Draw a set of \(x,y,z\) coordinate axes with each axis ranging from -10m to +10m.
Define a vector r1 given by \(\overrightarrow{r_1} = <4, 6, 2>\) m.
Draw a small blue sphere of radius 0.5 m centered at \(\overrightarrow{r_1}\) and draw a blue arrow from the origin to the location of this sphere.
Define a second vector r2 given by \(\overrightarrow{r_2} = <-5, -4, 7>\) m.
Draw a red sphere of radius 0.5 m centered at \(\overrightarrow{r_2}\) and draw a red arrow from the origin to the location of this sphere.
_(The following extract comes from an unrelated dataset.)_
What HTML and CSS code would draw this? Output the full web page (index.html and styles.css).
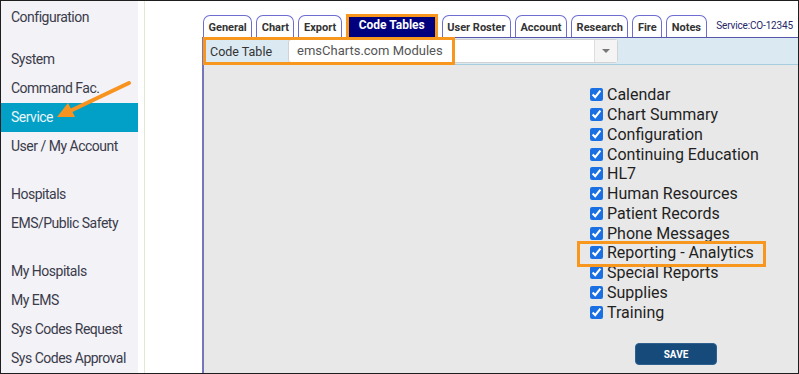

Define a relative position vector \(\overrightarrow{r_{21}} = \overrightarrow{r_2} – \overrightarrow{r_1}\) named r21 which describes the position of the red ball relative to the blue ball.
Draw a cyan arrow that shows the position of the red ball relative to the blue ball.
Compute the magnitude and direction of the relative position vector and print the relative position vector both in terms of its components and then as the product of its magnitude and a unit vector.
Your code should be written in a manner such that either r1 or r2 can be changed in only one location in your code and the corresponding sphere and arrow (vector) will change appropriately.